:: What this task involves ::
Skip the pictures, please, and write out exactly the lines from the opening of the data through the line containing "import React from".

:: Dataset section ::
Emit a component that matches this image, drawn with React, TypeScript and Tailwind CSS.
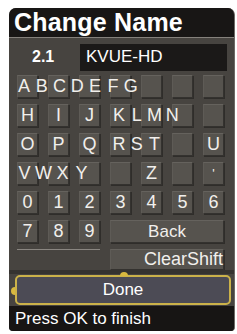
import React from "react";

const KEY =
  "flex items-center justify-center bg-[#56534e] border border-[#34322f] border-t-[#65625d] border-l-[#5e5b56] shadow-[1px_1px_0_#2f2d2a]";

function Letters({ text, slot, className }: { text: string; slot: string; className: string }) {
  return (
    <div className={`flex items-center z-10 pointer-events-none ${className}`}>
      {text.split("").map((c, i) => (
        <span key={i} className={`${slot} text-center`}>
          {c}
        </span>
      ))}
    </div>
  );
}

export default function App() {
  return (
    <div className="w-[237px] h-[334px] bg-white pt-[8px] pl-[9px] pr-[2px] font-['Liberation_Sans',Arial,sans-serif] text-[#f1efec] overflow-hidden">
      <div className="w-[226px] h-[323px] bg-[#474440] rounded-t-[7px] rounded-b-[4px] border-r border-[#6d6a66] flex flex-col overflow-hidden">
        {/* Title */}
        <div className="h-[34px] bg-[#181615] border-b border-[#85817c] flex items-center pl-[5px]">
          <span className="text-[25px] font-bold tracking-[0.2px] text-white leading-none">Change Name</span>
        </div>

        {/* Channel */}
        <div className="flex items-center h-[27px] mt-[6px]">
          <span className="w-[71px] pl-[23px] text-[16px] font-bold text-white">2.1</span>
          <div className="w-[147px] h-[27px] bg-[#1b1918] flex items-center pl-[6px] text-[17px] text-white">
            KVUE-HD
          </div>
        </div>

        {/* Keys */}
        <div className="mt-[4px] ml-[8px] grid grid-cols-[repeat(7,21px)] auto-rows-[23px] gap-x-[10px] gap-y-[6px] text-[18px] leading-none">
          {/* row 1 */}
          <div className={`${KEY} row-start-1 col-start-1`} />
          <div className={`${KEY} row-start-1 col-start-2`} />
          <div className={`${KEY} row-start-1 col-start-3`} />
          <div className={`${KEY} row-start-1 col-start-4`} />
          <div className={`${KEY} row-start-1 col-start-5`} />
          <div className={`${KEY} row-start-1 col-start-6`} />
          <div className={`${KEY} row-start-1 col-start-7`} />
          <Letters text="ABCDEFG" slot="w-[17.8px]" className="row-start-1 col-start-1 col-span-5 -ml-[2px]" />

          {/* row 2 */}
          <div className={`${KEY} row-start-2 col-start-1`}>H</div>
          <div className={`${KEY} row-start-2 col-start-2`}>I</div>
          <div className={`${KEY} row-start-2 col-start-3`}>J</div>
          <div className={`${KEY} row-start-2 col-start-4`} />
          <div className={`${KEY} row-start-2 col-start-5`} />
          <div className={`${KEY} row-start-2 col-start-6`} />
          <div className={`${KEY} row-start-2 col-start-7`} />
          <Letters text="KLMN" slot="w-[17.8px]" className="row-start-2 col-start-4 col-span-3" />

          {/* row 3 */}
          <div className={`${KEY} row-start-3 col-start-1`}>O</div>
          <div className={`${KEY} row-start-3 col-start-2`}>P</div>
          <div className={`${KEY} row-start-3 col-start-3`}>Q</div>
          <div className={`${KEY} row-start-3 col-start-4`} />
          <div className={`${KEY} row-start-3 col-start-5`} />
          <div className={`${KEY} row-start-3 col-start-6`} />
          <div className={`${KEY} row-start-3 col-start-7`}>U</div>
          <Letters text="RST" slot="w-[17.8px]" className="row-start-3 col-start-4 col-span-3" />

          {/* row 4 */}
          <div className={`${KEY} row-start-4 col-start-1`} />
          <div className={`${KEY} row-start-4 col-start-2`} />
          <div className={`${KEY} row-start-4 col-start-3`} />
          <div className={`${KEY} row-start-4 col-start-4`} />
          <div className={`${KEY} row-start-4 col-start-5`}>Z</div>
          <div className={`${KEY} row-start-4 col-start-6`} />
          <div className={`${KEY} row-start-4 col-start-7 text-[13px]`}>'</div>
          <Letters text="VWXY" slot="w-[19px]" className="row-start-4 col-start-1 col-span-4 -ml-[2px]" />

          {/* row 5 */}
          {["0", "1", "2", "3", "4", "5", "6"].map((d) => (
            <div key={d} className={`${KEY} row-start-5`}>
              {d}
            </div>
          ))}

          {/* row 6 */}
          <div className={`${KEY} row-start-6 col-start-1`}>7</div>
          <div className={`${KEY} row-start-6 col-start-2`}>8</div>
          <div className={`${KEY} row-start-6 col-start-3`}>9</div>
          <div className={`${KEY} row-start-6 col-start-4 col-span-4 text-[17px]`}>Back</div>

          {/* row 7 */}
          <div className="row-start-7 col-start-1 col-span-3 h-[20px] border-t border-[#8a8681]" />
          <div className={`${KEY} row-start-7 col-start-4 col-span-4 h-[21px] justify-end pr-0 whitespace-nowrap`}>
            ClearShift
          </div>
        </div>

        {/* dark band */}
        <div className="h-[5px] mt-[-2px] bg-[#353330]" />

        {/* Done */}
        <div className="relative mt-[1px] ml-[6px] w-[216px] h-[30px] rounded-[5px] border-2 border-[#cbb24a] bg-[#4c4b55] flex items-center justify-center text-[17px] text-white">
          Done
          <span className="absolute -top-[5px] left-[103px] w-[8px] h-[4px] rounded-t-full bg-[#d9b93f]" />
          <span className="absolute top-[10px] -left-[6px] w-[4px] h-[8px] rounded-l-full bg-[#d9b93f]" />
        </div>

        {/* Footer */}
        <div className="mt-[1px] flex-1 bg-[#171514] flex items-center pl-[6px] text-[17px] text-white">
          Press OK to finish
        </div>
      </div>
    </div>
  );
}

:: Worked answer ::
Emit a component that matches this image, drawn with React, TypeScript and Tailwind CSS.
import React from "react";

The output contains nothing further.